RTE prévoit en effet dans son schéma directeur 2024 (SDDR2024), l’explosion de ces coûts sur le réseau de transport pour l’intégration des EnRi, selon la trajectoire prévue, comme l’illustre la reproduction de la figure ci-dessous, dans laquelle le renouvellement des lignes représente une portion congrue.
Soit plus de 1 Md€ pour le réseau de transport en 2024
hors renouvellement
Source RTE https://assets.rte-france.com/prod/public/2024-03/SDDR2024-Consultation-Publique-doc-A.pdf.
Dès aujourd’hui, l’ensemble de ces coûts consacrés à l’intégration des EnRi dépasse ainsi largement 2,5 Md€ annuels. Rapporté aux 72 TWh éolien-solaire produits en 2023, ces coûts annuels correspondent ainsi à 34,5 €/MWh produit. Sans même évoquer le coût des compensateurs synchrones décrits plus haut.
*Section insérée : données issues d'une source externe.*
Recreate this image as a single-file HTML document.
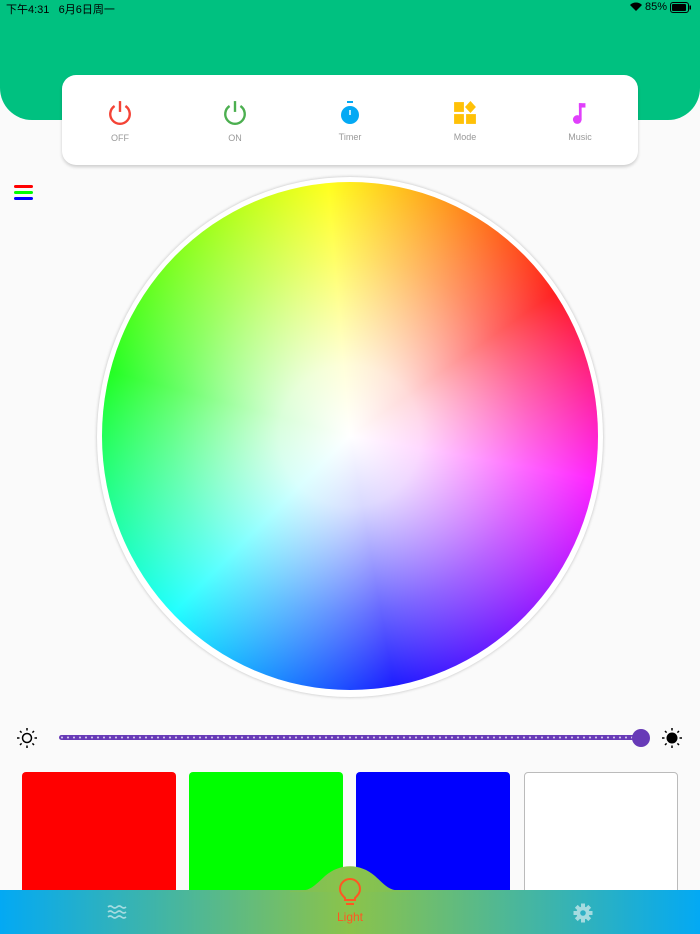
<!DOCTYPE html>
<html><head><meta charset="utf-8"><style>
*{margin:0;padding:0;box-sizing:border-box}
body{width:700px;height:934px;background:#fafafa;position:relative;overflow:hidden;font-family:"Liberation Sans","Noto Sans CJK SC",sans-serif}
.hdr{position:absolute;left:0;top:0;width:700px;height:120px;background:#00c180;border-radius:0 0 32px 32px}
.sb{position:absolute;top:1px;left:6px;font-size:11px;color:#000}
.sbr{position:absolute;top:1px;right:8px;font-size:11px;color:#000;display:flex;align-items:center;gap:3px}
.card{position:absolute;left:62px;top:75px;width:576px;height:90px;background:#fff;border-radius:14px;box-shadow:0 2px 3px rgba(0,0,0,.18)}
.it{position:absolute;top:25px;width:60px;text-align:center;font-size:9px;color:#999}
.it svg{display:block;margin:0 auto 7px}
.wheelring{position:absolute;left:97px;top:177px;width:506px;height:520px;border-radius:50%;background:#fff;box-shadow:0 0 3px rgba(0,0,0,.25)}
.wheel{position:absolute;left:102px;top:182px;width:496px;height:508px;border-radius:50%;background:conic-gradient(from -5deg,#ff0 0deg,#ff8000 30deg,#f00 60deg,#f0f 105deg,#00f 175deg,#0ff 230deg,#0f0 290deg,#ff0 360deg)}
.wheel:after{content:"";position:absolute;inset:0;border-radius:50%;background:radial-gradient(circle,#fff 0%,rgba(255,255,255,.85) 20%,rgba(255,255,255,.4) 50%,rgba(255,255,255,0) 80%)}
.sw{position:absolute;top:772px;width:154px;height:130px;border-radius:4px}
.nav{position:absolute;left:0;top:890px;width:700px;height:44px;background:linear-gradient(90deg,#03a9f4,#8bc34a 50%,#03a9f4)}
</style></head><body>
<div class="hdr"></div>
<div class="sb">下午4:31&nbsp;&nbsp; 6月6日周一</div>
<div class="sbr"><svg width="12" height="10" viewBox="0 0 12 10"><path d="M6 9L0 3a8.5 8.5 0 0 1 12 0z" fill="#000"/></svg>85%<svg width="22" height="11" viewBox="0 0 22 11"><rect x=".5" y=".5" width="18" height="10" rx="2.5" fill="none" stroke="#000"/><rect x="2" y="2" width="14" height="7" rx="1" fill="#000"/><rect x="19.5" y="3.5" width="1.5" height="4" fill="#000"/></svg></div>
<div class="card">
 <div class="it" style="left:28px"><svg width="26" height="26" viewBox="0 0 24 24"><path d="M7 5.5A9 9 0 1 0 17 5.5" fill="none" stroke="#f44336" stroke-width="2.2"/><path d="M12 1v10" stroke="#f44336" stroke-width="2.2"/></svg>OFF</div>
 <div class="it" style="left:143px"><svg width="26" height="26" viewBox="0 0 24 24"><path d="M7 5.5A9 9 0 1 0 17 5.5" fill="none" stroke="#4caf50" stroke-width="2.2"/><path d="M12 1v10" stroke="#4caf50" stroke-width="2.2"/></svg>ON</div>
 <div class="it" style="left:258px;top:26px"><svg width="22" height="24" viewBox="0 0 22 24"><rect x="8" y="0" width="6" height="2" fill="#03a9f4"/><circle cx="11" cy="14" r="9" fill="#03a9f4"/><path d="M11 9v5" stroke="#fff" stroke-width="1.5"/></svg>Timer</div>
 <div class="it" style="left:373px;top:26px"><svg width="24" height="24" viewBox="0 0 22 22" fill="#ffc107"><rect x="1" y="1" width="9" height="9"/><path d="M16 0l5 5.5-5 5.5-5-5.5z"/><rect x="1" y="12" width="9" height="9"/><rect x="12" y="12" width="9" height="9"/></svg>Mode</div>
 <div class="it" style="left:488px;top:26px"><svg width="24" height="24" viewBox="0 0 22 22" fill="#e040fb"><rect x="10" y="2" width="2.5" height="15"/><rect x="10" y="2" width="6" height="4"/><circle cx="8.5" cy="17" r="4"/></svg>Music</div>
</div>
<svg style="position:absolute;left:14px;top:185px" width="20" height="16"><rect y="0" width="19" height="3" rx="1.5" fill="#f00"/><rect y="6" width="19" height="3" rx="1.5" fill="#0f0"/><rect y="12" width="19" height="3" rx="1.5" fill="#00f"/></svg>
<div class="wheelring"></div><div class="wheel"></div>
<svg style="position:absolute;left:17px;top:728px" width="20" height="20" viewBox="0 0 20 20"><circle cx="10" cy="10" r="4.5" fill="none" stroke="#000" stroke-width="1.5"/><g stroke="#000" stroke-width="1.5"><path d="M10 0v2.5M10 17.5V20M0 10h2.5M17.5 10H20M3 3l1.6 1.6M15.4 15.4L17 17M3 17l1.6-1.6M15.4 4.6L17 3"/></g></svg>
<div style="position:absolute;left:59px;top:735px;width:584px;height:5px;border-radius:3px;background:#673ab7;background-image:radial-gradient(circle,#d1c4e9 0.8px,transparent 1.2px);background-size:6px 5px"></div>
<div style="position:absolute;left:632px;top:729px;width:18px;height:18px;border-radius:50%;background:#673ab7"></div>
<svg style="position:absolute;left:662px;top:728px" width="20" height="20" viewBox="0 0 20 20"><circle cx="10" cy="10" r="5.5" fill="#000"/><g stroke="#000" stroke-width="1.5"><path d="M10 0v2.5M10 17.5V20M0 10h2.5M17.5 10H20M3 3l1.6 1.6M15.4 15.4L17 17M3 17l1.6-1.6M15.4 4.6L17 3"/></g></svg>
<div class="sw" style="left:22px;background:#f00"></div>
<div class="sw" style="left:189px;background:#0f0"></div>
<div class="sw" style="left:356px;background:#00f"></div>
<div class="sw" style="left:524px;background:#fff;border:1px solid #bbb"></div>
<div class="nav"></div>
<svg style="position:absolute;left:290px;top:866px" width="120" height="26" viewBox="0 0 120 26"><defs><linearGradient id="g" x1="0" x2="1"><stop offset="0" stop-color="#7dbf5a"/><stop offset=".5" stop-color="#8bc34a"/><stop offset="1" stop-color="#7dbf5a"/></linearGradient></defs><path d="M0 25C20 25 20 24 35 10C50-3 70-3 85 10C100 24 100 25 120 25V26H0z" fill="url(#g)"/></svg>
<svg style="position:absolute;left:337px;top:878px" width="26" height="30" viewBox="0 0 26 30"><path d="M8 20C4 16 3 14 3 11a10 10 0 0 1 20 0c0 3-1 5-5 9v2H8z" fill="none" stroke="#ff5722" stroke-width="2"/><rect x="9" y="25" width="8" height="2" fill="#ff5722"/></svg>
<div style="position:absolute;left:320px;top:910px;width:60px;text-align:center;font-size:12px;color:#ff5722">Light</div>
<svg style="position:absolute;left:107px;top:905px" width="20" height="16" viewBox="0 0 20 16" fill="none" stroke="#a5dbe0" stroke-width="1.6"><path d="M1 2q2.25-2 4.5 0t4.5 0 4.5 0 4.5 0M1 7q2.25-2 4.5 0t4.5 0 4.5 0 4.5 0M1 12q2.25-2 4.5 0t4.5 0 4.5 0 4.5 0"/></svg>
<svg style="position:absolute;left:573px;top:903px" width="20" height="20" viewBox="0 0 20 20"><g fill="#a5dbe0"><circle cx="10" cy="10" r="6.5"/><g><rect x="8" y="0.5" width="4" height="4"/><rect x="8" y="15.5" width="4" height="4"/><rect x="0.5" y="8" width="4" height="4"/><rect x="15.5" y="8" width="4" height="4"/></g><g transform="rotate(45 10 10)"><rect x="8" y="0.5" width="4" height="4"/><rect x="8" y="15.5" width="4" height="4"/><rect x="0.5" y="8" width="4" height="4"/><rect x="15.5" y="8" width="4" height="4"/></g></g><circle cx="10" cy="10" r="2.8" fill="#2fb1c6"/></svg>
</body></html>
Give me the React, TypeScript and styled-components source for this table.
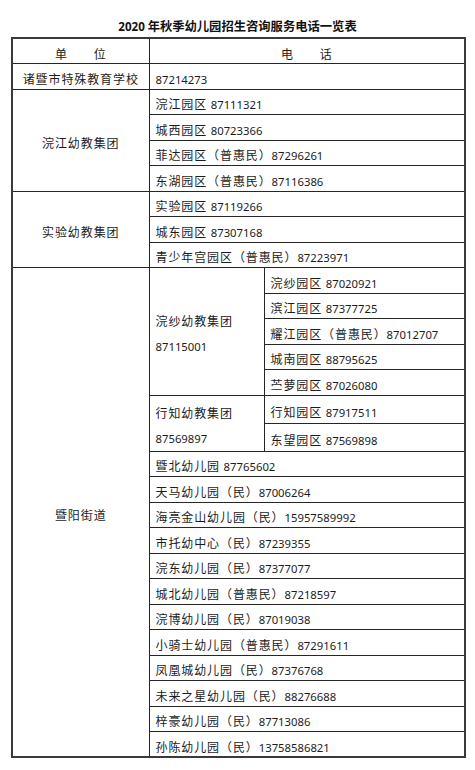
import styled, { createGlobalStyle } from 'styled-components';

const GlobalStyle = createGlobalStyle`
  body {
    margin: 0;
    background: #ffffff;
    color: #1c1c1c;
    font-family: "Noto Sans CJK SC", "Noto Sans", sans-serif;
  }
`;

const Page = styled.div`
  width: 475px;
  padding-top: 16px;
`;

const Title = styled.h1`
  margin: 0;
  width: 475px;
  text-align: center;
  font-size: 12.3px;
  line-height: 20px;
  font-weight: 700;
  color: #111;
`;

const TitleNum = styled.span`
  font-family: "Noto Sans", sans-serif;
  font-size: 11.6px;
  font-weight: 700;
`;

const Table = styled.table`
  margin-left: 11px;
  width: 453px;
  table-layout: fixed;
  border-collapse: collapse;
  border: 2px solid #3a3a3a;
`;

const Row = styled.tr`
  height: 25.5px;
`;

const Cell = styled.td<{ $center?: boolean }>`
  border: 1px solid #262626;
  padding: 6px 6px 0;
  font-size: 12px;
  line-height: 16px;
  letter-spacing: 0.9px;
  text-align: ${(p) => (p.$center ? 'center' : 'left')};
  vertical-align: middle;
  white-space: nowrap;
  overflow: hidden;
`;

const Group = styled(Cell)`
  line-height: 25px;
  padding-top: 4px;
`;

const Num = styled.span`
  font-family: "Noto Sans", sans-serif;
  font-size: 11.3px;
  letter-spacing: 0;
`;

function Entry({ text }: { text: string }) {
  const m = text.match(/^(.*?)(\s?)(\d+)$/);
  if (!m) return <>{text}</>;
  return (
    <>
      {m[1]}
      {m[2]}
      <Num>{m[3]}</Num>
    </>
  );
}

const huanjiang = ['浣江园区 87111321', '城西园区 80723366', '菲达园区（普惠民）87296261', '东湖园区（普惠民）87116386'];
const shiyan = ['实验园区 87119266', '城东园区 87307168', '青少年宫园区（普惠民）87223971'];
const huansha = ['浣纱园区 87020921', '滨江园区 87377725', '耀江园区（普惠民）87012707', '城南园区 88795625', '苎萝园区 87026080'];
const xingzhi = ['行知园区 87917511', '东望园区 87569898'];
const others = [
  '暨北幼儿园 87765602',
  '天马幼儿园（民）87006264',
  '海亮金山幼儿园（民）15957589992',
  '市托幼中心（民）87239355',
  '浣东幼儿园（民）87377077',
  '城北幼儿园（普惠民）87218597',
  '浣博幼儿园（民）87019038',
  '小骑士幼儿园（普惠民）87291611',
  '凤凰城幼儿园（民）87376768',
  '未来之星幼儿园（民）88276688',
  '梓豪幼儿园（民）87713086',
  '孙陈幼儿园（民）13758586821',
];

function GroupRows({ unit, items }: { unit: string; items: string[] }) {
  return (
    <>
      {items.map((t, i) => (
        <Row key={t}>
          {i === 0 && (
            <Cell $center rowSpan={items.length}>
              {unit}
            </Cell>
          )}
          <Cell colSpan={2}>
            <Entry text={t} />
          </Cell>
        </Row>
      ))}
    </>
  );
}

export default function App() {
  const jiyangSpan = huansha.length + xingzhi.length + others.length;
  return (
    <Page>
      <GlobalStyle />
      <Title>
        <TitleNum>2020</TitleNum> 年秋季幼儿园招生咨询服务电话一览表
      </Title>
      <Table>
        <colgroup>
          <col style={{ width: 137 }} />
          <col style={{ width: 115 }} />
          <col style={{ width: 201 }} />
        </colgroup>
        <tbody>
          <Row>
            <Cell $center>单　　位</Cell>
            <Cell $center colSpan={2}>电　　话</Cell>
          </Row>
          <Row>
            <Cell $center>诸暨市特殊教育学校</Cell>
            <Cell colSpan={2}>
              <Entry text="87214273" />
            </Cell>
          </Row>
          <GroupRows unit="浣江幼教集团" items={huanjiang} />
          <GroupRows unit="实验幼教集团" items={shiyan} />
          {huansha.map((t, i) => (
            <Row key={t}>
              {i === 0 && (
                <Cell $center rowSpan={jiyangSpan}>
                  暨阳街道
                </Cell>
              )}
              {i === 0 && (
                <Group rowSpan={huansha.length}>
                  浣纱幼教集团
                  <br />
                  <Num>87115001</Num>
                </Group>
              )}
              <Cell>
                <Entry text={t} />
              </Cell>
            </Row>
          ))}
          {xingzhi.map((t, i) => (
            <Row key={t}>
              {i === 0 && (
                <Group rowSpan={xingzhi.length}>
                  行知幼教集团
                  <br />
                  <Num>87569897</Num>
                </Group>
              )}
              <Cell>
                <Entry text={t} />
              </Cell>
            </Row>
          ))}
          {others.map((t) => (
            <Row key={t}>
              <Cell colSpan={2}>
                <Entry text={t} />
              </Cell>
            </Row>
          ))}
        </tbody>
      </Table>
    </Page>
  );
}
Notons que cette charge que chaque MWh intermittent fait ainsi peser sur les réseaux électrique n’apparait pour autant ni dans les coûts complets, ni dans les coûts marginaux des EnRi, pour la raison que la société a décidé de les payer pour elle. Notamment dans le cadre de la renégociation des appels d’offre d’éolien en mer, où la loi ESOC a même fait porter à RTE le coût d’un raccordement initialement prévu à la charge des exploitants. D’ici 2035, RTE chiffre à 7 Md€ le coût de raccordement de l’éolien en mer prévu.
Et le CO2 dans tout ça ?
Cette PPE prévoit, p 77, une production thermique fossile de 31,5 TWh en 2030 … contre 32,6 TWh en 2023 selon le dernier bilan RTE. Et ce n’est assurément pas l’effacement programmé du nucléaire (3,7 gCO2/kWh) devant l’éolien (14,1 gCO2/kWh) ou le solaire (43,9 gCO2/kWh) qui pourrait conférer une vertu climatique à cette PPE.
Notons pour finir que les fiches thématiques de Cette PPE3 mentionnent (p 33) les émissions de CO2 du nucléaire en se référant au GIEC qui donne une fourchette comprise entre 3,7 g et 110 g, avec une valeur médiane de 12 g CO2/kWh, et précisent que la PPE2 avait retenu ces 12 grammes. La fiche PPE3 se contentant d’évoquer le fait que « certaines études à l’échelle de la France conduisent à des niveaux inférieurs à 12 grammes ». Alors que les 3,7 grammes sont officiellement reconnus par la base empreinte de l’ADEME.